**What you need to do**
Gather every line holding the string "styles".

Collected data
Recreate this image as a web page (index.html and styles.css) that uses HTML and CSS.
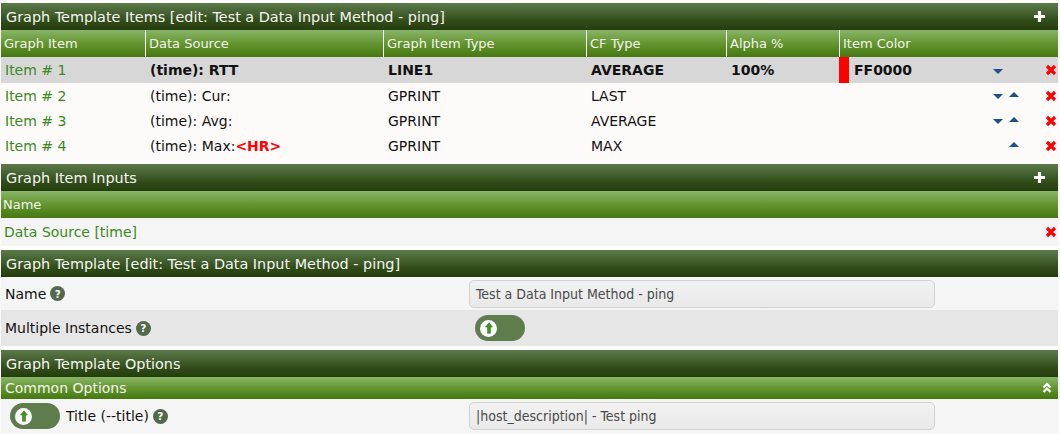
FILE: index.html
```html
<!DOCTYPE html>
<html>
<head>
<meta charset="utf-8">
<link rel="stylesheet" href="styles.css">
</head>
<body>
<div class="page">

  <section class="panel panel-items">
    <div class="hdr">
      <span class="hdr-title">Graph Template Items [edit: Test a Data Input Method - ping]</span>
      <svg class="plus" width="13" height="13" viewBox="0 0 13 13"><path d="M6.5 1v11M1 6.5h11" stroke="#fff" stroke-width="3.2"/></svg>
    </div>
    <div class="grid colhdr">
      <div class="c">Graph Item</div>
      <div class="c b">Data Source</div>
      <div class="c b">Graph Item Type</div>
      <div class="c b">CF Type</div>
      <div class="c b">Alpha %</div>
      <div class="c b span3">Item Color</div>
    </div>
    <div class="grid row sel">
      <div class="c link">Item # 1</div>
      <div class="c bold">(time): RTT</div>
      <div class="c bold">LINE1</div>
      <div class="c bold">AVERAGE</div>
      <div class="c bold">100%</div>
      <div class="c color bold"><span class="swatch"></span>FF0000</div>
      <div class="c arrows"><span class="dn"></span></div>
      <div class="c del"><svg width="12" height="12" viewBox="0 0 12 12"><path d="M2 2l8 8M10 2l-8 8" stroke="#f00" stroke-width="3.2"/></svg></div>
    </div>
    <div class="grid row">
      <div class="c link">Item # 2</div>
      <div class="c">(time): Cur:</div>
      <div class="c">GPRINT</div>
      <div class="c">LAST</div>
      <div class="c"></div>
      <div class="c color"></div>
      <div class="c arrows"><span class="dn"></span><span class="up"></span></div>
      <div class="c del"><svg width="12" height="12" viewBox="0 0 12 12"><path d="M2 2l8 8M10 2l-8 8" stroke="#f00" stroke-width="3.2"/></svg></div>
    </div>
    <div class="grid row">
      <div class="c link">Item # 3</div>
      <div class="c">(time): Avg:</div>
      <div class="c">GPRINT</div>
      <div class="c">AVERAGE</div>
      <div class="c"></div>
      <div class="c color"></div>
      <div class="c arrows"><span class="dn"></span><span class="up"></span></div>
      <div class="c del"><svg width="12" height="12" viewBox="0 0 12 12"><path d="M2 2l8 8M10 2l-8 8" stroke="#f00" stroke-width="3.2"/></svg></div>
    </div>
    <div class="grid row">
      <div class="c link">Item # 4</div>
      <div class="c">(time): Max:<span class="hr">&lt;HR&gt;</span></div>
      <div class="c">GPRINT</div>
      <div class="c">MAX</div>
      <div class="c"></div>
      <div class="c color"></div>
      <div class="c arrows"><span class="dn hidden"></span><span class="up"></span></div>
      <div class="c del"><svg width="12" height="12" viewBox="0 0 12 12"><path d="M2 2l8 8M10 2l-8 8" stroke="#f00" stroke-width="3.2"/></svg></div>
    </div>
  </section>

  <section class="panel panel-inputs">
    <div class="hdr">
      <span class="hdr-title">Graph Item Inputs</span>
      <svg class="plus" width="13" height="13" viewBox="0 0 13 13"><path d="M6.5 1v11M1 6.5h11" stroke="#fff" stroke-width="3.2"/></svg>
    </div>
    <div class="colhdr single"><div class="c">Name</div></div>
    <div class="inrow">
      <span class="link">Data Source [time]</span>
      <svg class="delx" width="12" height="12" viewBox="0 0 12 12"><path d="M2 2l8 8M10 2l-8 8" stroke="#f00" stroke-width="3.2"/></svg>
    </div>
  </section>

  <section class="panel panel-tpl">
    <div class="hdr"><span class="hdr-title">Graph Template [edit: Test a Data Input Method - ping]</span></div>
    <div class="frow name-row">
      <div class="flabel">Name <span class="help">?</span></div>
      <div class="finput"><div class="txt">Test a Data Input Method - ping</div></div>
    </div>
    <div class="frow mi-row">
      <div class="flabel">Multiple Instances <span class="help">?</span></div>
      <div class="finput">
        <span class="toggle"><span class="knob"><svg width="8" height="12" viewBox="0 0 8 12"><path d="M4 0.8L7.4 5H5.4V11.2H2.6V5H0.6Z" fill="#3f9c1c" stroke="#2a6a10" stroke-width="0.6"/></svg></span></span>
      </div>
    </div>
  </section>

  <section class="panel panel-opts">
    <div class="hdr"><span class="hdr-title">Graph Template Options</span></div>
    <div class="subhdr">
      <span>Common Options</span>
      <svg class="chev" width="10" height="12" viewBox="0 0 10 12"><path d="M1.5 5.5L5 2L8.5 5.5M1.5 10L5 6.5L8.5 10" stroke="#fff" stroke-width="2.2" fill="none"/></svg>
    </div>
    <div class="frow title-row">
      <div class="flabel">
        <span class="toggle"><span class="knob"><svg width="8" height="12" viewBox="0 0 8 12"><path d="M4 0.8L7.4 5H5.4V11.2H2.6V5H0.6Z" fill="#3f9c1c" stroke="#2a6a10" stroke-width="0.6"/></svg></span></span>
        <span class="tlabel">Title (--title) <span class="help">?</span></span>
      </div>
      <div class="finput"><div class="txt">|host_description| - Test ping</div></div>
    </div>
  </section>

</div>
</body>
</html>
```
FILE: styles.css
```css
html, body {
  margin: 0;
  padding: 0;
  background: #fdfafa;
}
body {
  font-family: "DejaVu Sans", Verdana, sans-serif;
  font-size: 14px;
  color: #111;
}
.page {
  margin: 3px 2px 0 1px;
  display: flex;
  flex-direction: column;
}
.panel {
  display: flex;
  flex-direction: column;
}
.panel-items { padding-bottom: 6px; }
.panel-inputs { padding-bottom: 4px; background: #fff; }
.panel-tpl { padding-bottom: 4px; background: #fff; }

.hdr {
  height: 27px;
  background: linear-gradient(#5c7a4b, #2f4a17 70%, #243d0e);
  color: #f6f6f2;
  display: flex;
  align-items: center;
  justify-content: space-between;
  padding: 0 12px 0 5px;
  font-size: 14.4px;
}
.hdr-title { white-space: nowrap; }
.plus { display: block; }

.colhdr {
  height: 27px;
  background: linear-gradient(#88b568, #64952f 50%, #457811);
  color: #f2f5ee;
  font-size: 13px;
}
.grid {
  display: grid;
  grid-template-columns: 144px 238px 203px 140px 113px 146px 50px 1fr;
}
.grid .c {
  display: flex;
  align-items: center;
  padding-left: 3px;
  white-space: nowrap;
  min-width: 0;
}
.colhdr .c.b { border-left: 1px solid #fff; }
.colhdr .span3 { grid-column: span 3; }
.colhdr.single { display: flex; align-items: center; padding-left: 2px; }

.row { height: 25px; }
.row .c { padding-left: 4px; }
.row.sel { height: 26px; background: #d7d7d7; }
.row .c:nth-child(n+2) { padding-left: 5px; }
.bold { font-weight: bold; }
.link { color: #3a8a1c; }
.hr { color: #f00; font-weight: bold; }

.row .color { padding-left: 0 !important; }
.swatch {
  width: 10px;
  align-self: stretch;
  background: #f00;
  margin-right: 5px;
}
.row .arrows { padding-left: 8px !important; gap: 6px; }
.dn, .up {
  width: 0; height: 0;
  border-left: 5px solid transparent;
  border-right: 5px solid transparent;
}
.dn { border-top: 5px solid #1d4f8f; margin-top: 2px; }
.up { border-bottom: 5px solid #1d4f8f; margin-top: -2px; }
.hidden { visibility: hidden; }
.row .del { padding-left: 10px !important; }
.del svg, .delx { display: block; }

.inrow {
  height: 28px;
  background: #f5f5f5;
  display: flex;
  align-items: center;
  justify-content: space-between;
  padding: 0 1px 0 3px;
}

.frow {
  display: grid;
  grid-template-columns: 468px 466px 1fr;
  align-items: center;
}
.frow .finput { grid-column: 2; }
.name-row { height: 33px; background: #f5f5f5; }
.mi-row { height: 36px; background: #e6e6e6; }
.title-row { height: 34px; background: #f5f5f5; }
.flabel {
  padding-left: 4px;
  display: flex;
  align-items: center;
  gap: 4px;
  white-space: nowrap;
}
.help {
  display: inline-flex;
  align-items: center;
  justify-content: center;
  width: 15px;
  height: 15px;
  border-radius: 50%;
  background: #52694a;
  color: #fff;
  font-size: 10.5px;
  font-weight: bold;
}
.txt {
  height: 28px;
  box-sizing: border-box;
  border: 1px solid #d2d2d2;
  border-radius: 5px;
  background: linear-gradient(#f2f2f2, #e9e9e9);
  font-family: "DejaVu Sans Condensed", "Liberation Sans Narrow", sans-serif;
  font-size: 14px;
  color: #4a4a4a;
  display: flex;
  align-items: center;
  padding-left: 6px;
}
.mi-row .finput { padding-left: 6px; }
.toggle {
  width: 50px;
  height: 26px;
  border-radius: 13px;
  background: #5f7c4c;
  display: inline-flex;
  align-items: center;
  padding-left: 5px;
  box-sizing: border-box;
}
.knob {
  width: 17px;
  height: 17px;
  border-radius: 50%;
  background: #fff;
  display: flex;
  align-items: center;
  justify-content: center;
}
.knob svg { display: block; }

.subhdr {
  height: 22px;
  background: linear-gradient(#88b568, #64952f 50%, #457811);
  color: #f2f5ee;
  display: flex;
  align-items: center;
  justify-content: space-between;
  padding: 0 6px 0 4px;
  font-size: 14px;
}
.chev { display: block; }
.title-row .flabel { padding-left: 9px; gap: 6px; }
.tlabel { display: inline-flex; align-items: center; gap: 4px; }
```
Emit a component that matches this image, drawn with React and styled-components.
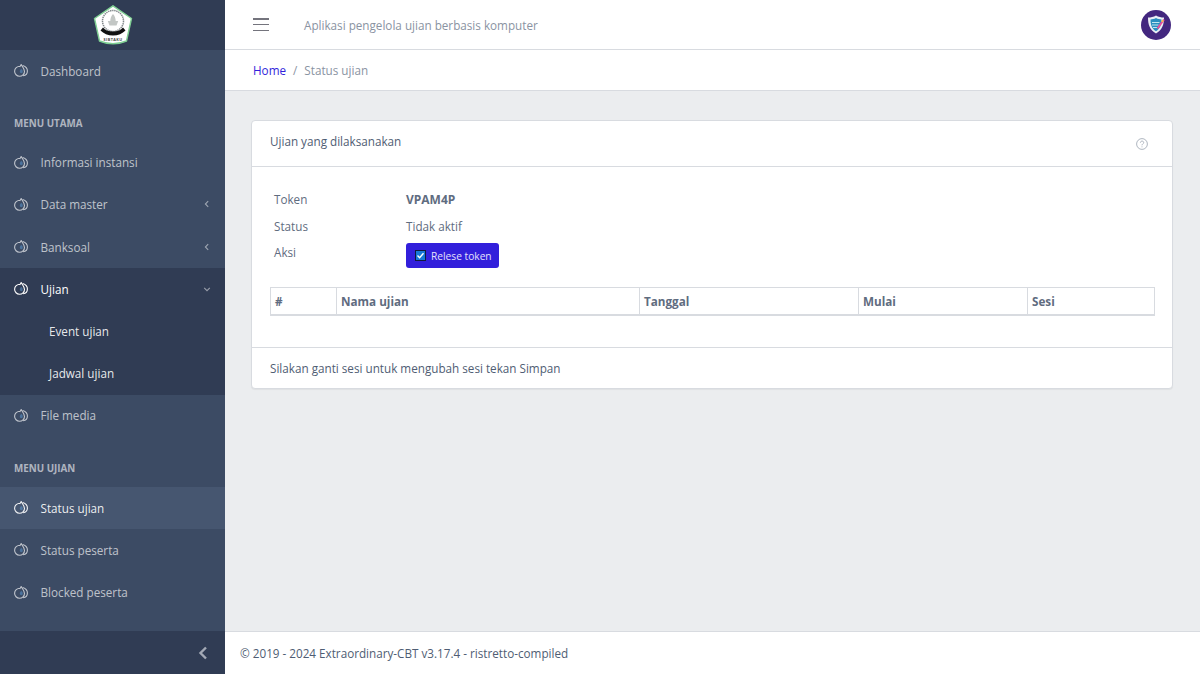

**Written solution**
Recreate this image as a web page (index.html and styles.css) that uses HTML and CSS.
<link rel="stylesheet" href="styles.css">
FILE: styles.css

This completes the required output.